= Valerie Desmore =

South African artist & designer, based in London (1925–2008)

Valerie Elizabeth Desmore (1925 — 14 August 2008) was a South African artist and designer, based in London.

==Early life==
Desmore was born in Cape Town, South Africa. Her parents were teachers; her father, Abe J. B. Desmore, was described as a "leading Coloured intellectual" who held a master's degree in education from the Teachers College, Columbia University. Facing limited opportunities for further education, she left South Africa for London in 1946, to study at the Slade School of Fine Art.

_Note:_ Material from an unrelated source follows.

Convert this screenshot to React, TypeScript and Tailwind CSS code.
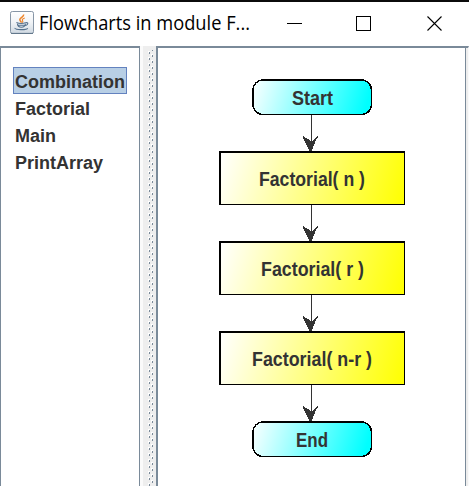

After leaving the Slade, she studied in Vienna with Oskar Kokoschka.

==Career==
While she was a teenager, in 1943, Desmore had a public exhibition of her art at the Herbert Stanley Argus Gallery, which was probably the first such show by a woman artist classified as coloured in Cape Town. In 1951 she began to study fashion design, and produced several collections in the 1960s. She opened a shop in Covent Garden in 1978, and designed clothing for Marks and Spencer for eighteen years, painting in her spare time.

She returned to South Africa to visit in 1997, when her work was featured in an exhibit called Land and Lives curated by Elza Miles.

==Legacy==
Desmore died in London in 2008. In 2012, curator Nontobeko Ntombela produced an exhibition at the Johannesburg Art Gallery, called A Fragile Archive, featuring the works of Gladys Mgudlandlu and Desmore.